You could also have an ExpQ that represents an integer expression:

intExpr :: ExpQ
intExpr = [| 2 + length "abc" |]

Note that boolExpr and intExpr have the same type, ExpQ, even though they represent underlying Haskell expressions with different types (namely, Bool and Int). This is because Template Haskell provides an untyped representation of typed Haskell expressions.

It can be helpful to work with a typed representation of Haskell expressions, where the type of the represented expression is "carried around" in the type of the representation. An easy way to do this is to define a newtype synonym for the ExpQ type that takes a so-called "phantom" type parameter:

newtype C a = C ExpQ

This defines a new type (or actually a whole collection of types, C Int, C Bool, etc.) whose values are just ExpQ values wrapped in a C constructor. This means that we can define:

typedBoolExpr :: C Bool
typedBoolExpr = C [| True && False |]

typedIntExpr :: C Int
typedIntExpr = C [| 2 + length "abc" |]

where the ExpQ representations of expressions are annotated with the types of the underlying expression. Of course, nothing actually stops us from writing:

badlyTypedBoolExpr :: C Bool
badlyTypedboolExpr = C [| 2 + length "abc" |]

where the actual expression type doesn't match the type annotation, so the compiler isn't enforcing the correctness of our type annotation, but if we use a little self-discipline to enforce the correctness ourselves at a few key points, the type system can help us keep the rest of our code base correct.

With that background, we can tackle your questions:

1. What is the significance of unC (C x) = x ?

   Nothing, really. It's just a field accessor that let's you pull the C constructor off a type-annotated C SomeType value to get the underlying untyped ExpQ back. It could have been more concisely written:

   newtype C a = C { unC :: ExpQ }
   

   It looks like unC isn't even used in the code snippet you posted.

2. Why are the C's followed by t and a in:

   clift1 :: ExpQ -> C t -> C a
   

   The purpose of clift1 is to take an untyped representation of a function expression and a typed representation of an argument expression and return a typed representation of the expression representing the application of the first argument to the second argument. For example:

   foo = clift1 (varE (mkName "not")) typedBoolExpr
   

   Note that, in this example, the desired type annotation is Bool, because that's the type of the underlying expression not (True && False). However, in general, the result of applying a function to an argument will be some other type. So, clift1 is prepared to take an untyped representation of a function expression (suppose it actually has type t -> a), apply it to a typed representation of an argument expression of any caller-specified type t, and generate a resulting typed representation of the application expression of any caller-specified type a.

   Since the function expression's type isn't specified anywhere, the types t and a are arbitrary as far as clift1 is concerned.
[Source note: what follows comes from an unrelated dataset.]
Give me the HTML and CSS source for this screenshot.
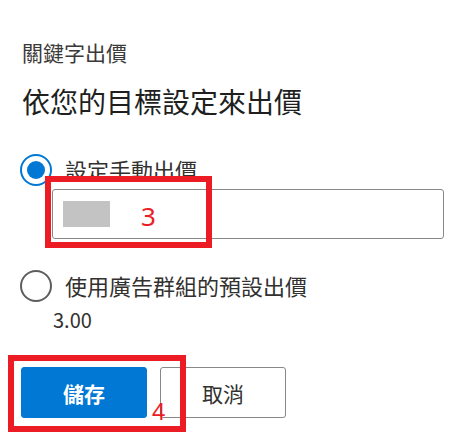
FILE: index.html
```html
<!DOCTYPE html>
<html lang="zh-Hant">
<head>
<meta charset="utf-8">
<title>關鍵字出價</title>
<link rel="stylesheet" href="styles.css">
</head>
<body>
<div class="panel">
    <div class="label">關鍵字出價</div>
    <h1 class="heading">依您的目標設定來出價</h1>

    <div class="option">
        <span class="radio radio-on"></span>
        <span class="option-text">設定手動出價</span>
    </div>
    <div class="field">
        <span class="redacted"></span>
    </div>

    <div class="option option2">
        <span class="radio"></span>
        <span class="option-text">使用廣告群組的預設出價</span>
    </div>
    <div class="amount">3.00</div>

    <div class="actions">
        <button class="button button-primary">儲存</button>
        <button class="button">取消</button>
    </div>

    <!-- annotation marks -->
    <div class="mark mark3"></div>
    <div class="mark-num num3">3</div>
    <div class="mark mark4"></div>
    <div class="mark-num num4">4</div>
</div>
</body>
</html>
```

FILE: styles.css
```css
html, body {
    margin: 0;
    background: #ffffff;
}
body {
    font-family: "Noto Sans CJK TC", "Noto Sans", sans-serif;
    color: #323130;
}
.panel {
    position: relative;
    padding: 37px 11px 0 20px;
    height: 407px;
}
.label {
    font-size: 21px;
    line-height: 30px;
    margin-left: 2px;
    color: #3b3a39;
}
.heading {
    font-size: 28px;
    font-weight: normal;
    line-height: 38px;
    margin: 15px 0 0 2px;
    color: #201f1e;
}
.option {
    display: flex;
    align-items: center;
    gap: 13px;
    margin-top: 34px;
    height: 32px;
}
.option2 {
    margin-top: 31px;
}
.option-text {
    font-size: 22px;
    line-height: 30px;
    margin-top: -3px;
}
.radio {
    box-sizing: border-box;
    width: 32px;
    height: 32px;
    border: 2px solid #605e5c;
    border-radius: 50%;
    display: flex;
    align-items: center;
    justify-content: center;
    flex: none;
}
.radio-on {
    border-color: #0078d4;
}
.radio-on::after {
    content: "";
    width: 18px;
    height: 18px;
    border-radius: 50%;
    background: #0078d4;
}
.field {
    box-sizing: border-box;
    margin: 3px 0 0 32px;
    height: 50px;
    border: 1px solid #8a8886;
    border-radius: 3px;
    display: flex;
    align-items: center;
    padding-left: 10px;
}
.redacted {
    width: 47px;
    height: 26px;
    background: #c3c3c3;
}
.amount {
    font-size: 20px;
    line-height: 26px;
    margin: 5px 0 0 33px;
}
.actions {
    display: flex;
    gap: 13px;
    margin-top: 34px;
    margin-left: 1px;
}
.button {
    box-sizing: border-box;
    width: 126px;
    height: 51px;
    border: 1px solid #8a8886;
    border-radius: 3px;
    background: #ffffff;
    color: #323130;
    font-family: inherit;
    font-size: 21px;
    font-weight: normal;
    padding: 0;
}
.button-primary {
    background: #0078d4;
    border-color: #0078d4;
    color: #ffffff;
    font-weight: bold;
}
.mark {
    position: absolute;
    border: 6px solid #ec1c24;
    box-sizing: border-box;
}
.mark3 {
    left: 45px;
    top: 176px;
    width: 167px;
    height: 72px;
}
.mark4 {
    left: 8px;
    top: 355px;
    width: 178px;
    height: 77px;
}
.mark-num {
    position: absolute;
    color: #ec1c24;
    font-family: "Noto Sans", sans-serif;
    line-height: 1;
}
.num3 {
    left: 141px;
    top: 203px;
    font-size: 26px;
}
.num4 {
    left: 152px;
    top: 400px;
    font-size: 23px;
}
```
We need to hope that where clift1 is used, it's used in a type-sensible way, for example by attaching a type-correct type signature to the functions that use clift1:

   myNot :: C Bool -> C Bool
   myNot = clift1 (varE (mkName "not"))
   

3. Is g an ExpQ? What do f and tx signify?

   Most TH processing takes place in the Q monad. It allows you to do things like report errors during compilation, generate unique names, and a bunch of other things. The purpose of the do syntax and all these extra variables in clift1 is to construct the application expression within the Q monad. Clearly, clift1 was written by someone who not only had a terrible sense of what constitutes an informative function name, but also by someone unskilled in TH. It can more succinctly be written:

   clift1' :: ExpQ -> C t -> C a
   clift1' f (C x) = C (appE f x)
   

   which makes it clear that it's just constructing a function application expression in the Q monad with appropriate wrapping and unwrapping with the C type-annotation constructor.

To sum up, clift1 operates in the Q monad to take an untyped representation (i.e., a value of type ExpQ) of a function of actual type t -> a, applies it to a typed representation (i.e., a value of type C t) of an argument of actual type t, and constructs the typed representation (i.e., a value of type C a) of the application of the function to the argument which will have actual type a.